Treatments for high blood pressure do not totally reverse its damaging effects on the vascular rhythms that help circulation of the blood say researchers.
The World Health Organisation says hypertension affects about 40% of those aged over 25 and is a major risk factor for heart disease, stroke and kidney failure.
An interdisciplinary group of scientists from Lancaster University found that conventional medication aimed at reducing high blood pressure restored normal vascular rhythms only in the largest blood vessels but not the smallest ones.
Professor Aneta Stefanovska said: "It is clear that current anti-hypertensive treatments, while successfully controlling blood pressure, do not restore microvascular function."
Based on a networks physiology approach, the researchers compared a group aged in their twenties and two older groups aged around 70 - one with no history of hypertension and the other taking medications for high blood pressure.
In the older group being treated for high blood pressure the drug treatment restored normal function at the level of arterioles and larger vessels.
But when the researchers studied the nonlinear dynamical properties of the smallest blood vessels in the body, they found differences between the two older groups.
"Specifically, current hypertensive treatment did not fully restore the coherence or the strength of coupling between oscillations in the heart rate, respiration, and vascular rhythms (vasomotion).

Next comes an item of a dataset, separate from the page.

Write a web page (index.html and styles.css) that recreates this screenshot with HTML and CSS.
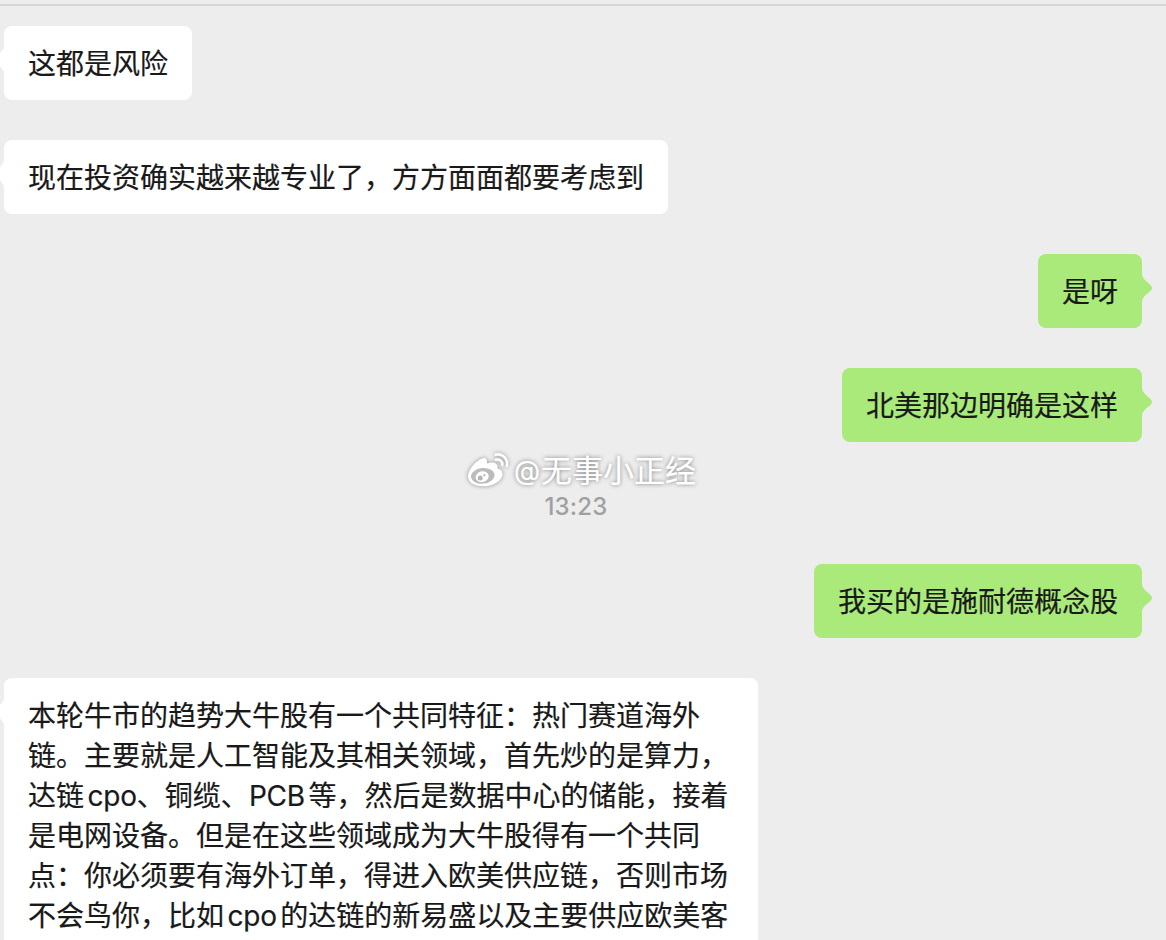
FILE: index.html
```html
<!DOCTYPE html>
<html lang="zh-CN">
<head>
    <meta charset="UTF-8">
    <meta name="viewport" content="width=device-width, initial-scale=1.0">
    <title>聊天记录</title>
    <link rel="stylesheet" href="styles.css">
</head>
<body>
    <div class="chat">
        <div class="bubble">这都是风险<svg class="tail" viewBox="0 0 10 28"><path d="M0 0Q0 3.500 3 6L8.500 11Q11.500 14 8.500 17L3 21.500Q0 24.500 0 28Z"/></svg></div>
        <div class="bubble">现在投资确实越来越专业了，方方面面都要考虑到<svg class="tail" viewBox="0 0 10 28"><path d="M0 0Q0 3.500 3 6L8.500 11Q11.500 14 8.500 17L3 21.500Q0 24.500 0 28Z"/></svg></div>
        <div class="bubble mine">是呀<svg class="tail" viewBox="0 0 10 28"><path d="M0 0Q0 3.500 3 6L8.500 11Q11.500 14 8.500 17L3 21.500Q0 24.500 0 28Z"/></svg></div>
        <div class="bubble mine">北美那边明确是这样<svg class="tail" viewBox="0 0 10 28"><path d="M0 0Q0 3.500 3 6L8.500 11Q11.500 14 8.500 17L3 21.500Q0 24.500 0 28Z"/></svg></div>
        <div class="time">13:23</div>
        <div class="bubble mine">我买的是施耐德概念股<svg class="tail" viewBox="0 0 10 28"><path d="M0 0Q0 3.500 3 6L8.500 11Q11.500 14 8.500 17L3 21.500Q0 24.500 0 28Z"/></svg></div>
        <div class="bubble long">本轮牛市的趋势大牛股有一个共同特征：热门赛道海外<br>链。主要就是人工智能及其相关领域，首先炒的是算力，<br>达链<span class="latin gap-left">cpo</span>、铜缆、<span class="latin gap-right">PCB</span>等，然后是数据中心的储能，接着<br>是电网设备。但是在这些领域成为大牛股得有一个共同<br>点：你必须要有海外订单，得进入欧美供应链，否则市场<br>不会鸟你，比如<span class="latin gap-left gap-right">cpo</span>的达链的新易盛以及主要供应欧美客<svg class="tail" viewBox="0 0 10 28"><path d="M0 0Q0 3.500 3 6L8.500 11Q11.500 14 8.500 17L3 21.500Q0 24.500 0 28Z"/></svg></div>
    </div>
    <div class="watermark">
        <svg class="logo" viewBox="0 0 44 38">
            <path fill="#fff" d="M2 24C2 18 10 8 17 6.200C20 5.500 21.500 8 21 11.500C26 9.500 32.500 10 31.500 16.500C36 17.500 37.500 21 36 25C33 31 25 34.300 17 34.300C8 34.300 2 30 2 24Z"/>
            <ellipse fill="#bbb" cx="16.800" cy="23.800" rx="11.800" ry="7.800" transform="rotate(-6 16.800 23.800)"/>
            <ellipse fill="#fff" cx="16.200" cy="24.700" rx="6.600" ry="5.400" transform="rotate(-18 16.200 24.700)"/>
            <circle fill="#b5b5b5" cx="14.200" cy="26" r="2.500"/>
            <circle fill="#b5b5b5" cx="18.300" cy="23.200" r="1.100"/>
            <path fill="none" stroke="#fff" stroke-width="2.500" stroke-linecap="round" d="M29.500 2.700C36.500 1 42.500 7 40.700 14M29.800 7.700C33.500 6.800 37 9.500 36.300 13"/>
        </svg>
        <span class="at">@</span><span>无事小正经</span>
    </div>
</body>
</html>
```
FILE: styles.css
```css
body {
    margin: 0;
    height: 940px;
    overflow: hidden;
    background: #ededed;
    color: #191919;
    font-family: Inter, "Noto Sans CJK SC", sans-serif;
    position: relative;
}
.chat {
    display: flex;
    flex-direction: column;
    align-items: flex-start;
    gap: 40px;
    margin-top: 4px;
    padding: 20px 24px 0 4px;
    border-top: 2px solid #d5d5d5;
}
.bubble {
    position: relative;
    padding: 18px 24px 16px;
    border-radius: 8px;
    background: #fff;
    font-size: 28px;
    line-height: 40px;
    white-space: nowrap;
    fill: #fff;
    -webkit-text-stroke: 0.2px #191919;
}
.mine {
    align-self: flex-end;
    background: #a9ea7a;
    fill: #a9ea7a;
}
.long {
    width: 706px;
}
.tail {
    position: absolute;
    top: 20px;
    right: 100%;
    width: 10px;
    height: 28px;
    transform: scaleX(-1);
}
.mine .tail {
    right: auto;
    left: 100%;
    transform: none;
}
.latin {
    line-height: 1;
    letter-spacing: -0.2px;
}
.gap-left {
    margin-left: 3.5px;
}
.gap-right {
    margin-right: 3.5px;
}
.time {
    align-self: stretch;
    height: 34px;
    padding: 8px 0 0 6px;
    color: #a0a0a0;
    font-size: 24px;
    font-weight: 500;
    line-height: 34px;
    letter-spacing: 0.2px;
    text-align: center;
}
.watermark {
    position: absolute;
    top: 450px;
    left: 466px;
    display: flex;
    align-items: center;
    height: 42px;
    color: #fff;
    font-size: 31px;
    line-height: 42px;
    white-space: nowrap;
    text-shadow: 0 0 4px rgba(0, 0, 0, 0.5);
    -webkit-text-stroke: 0.2px #fff;
}
.logo {
    width: 44px;
    height: 38px;
    margin-right: 4px;
    overflow: visible;
    filter: drop-shadow(0 0 2px rgba(0, 0, 0, 0.4));
}
.at {
    width: 27px;
    font-size: 27px;
}
```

"These are thought to be important in the efficient and adaptive behaviour of the cardiovascular system. Indeed, one aspect of ageing is the progressive physiological weakening of these links that keep the cardiovascular system reactive and functional.
"The results have not only confirmed previous observations of progressive impairment with age of the underlying mechanisms of coordination between cardiac and microvascular activity, but for the first time have revealed that these effects are exacerbated in hypertension.
"Current antihypertensive treatment is evidently unable to correct this dysfunction. Our novel multiscale analysis methods could help in optimising future drug developments that would benefit from taking microvascular function into account."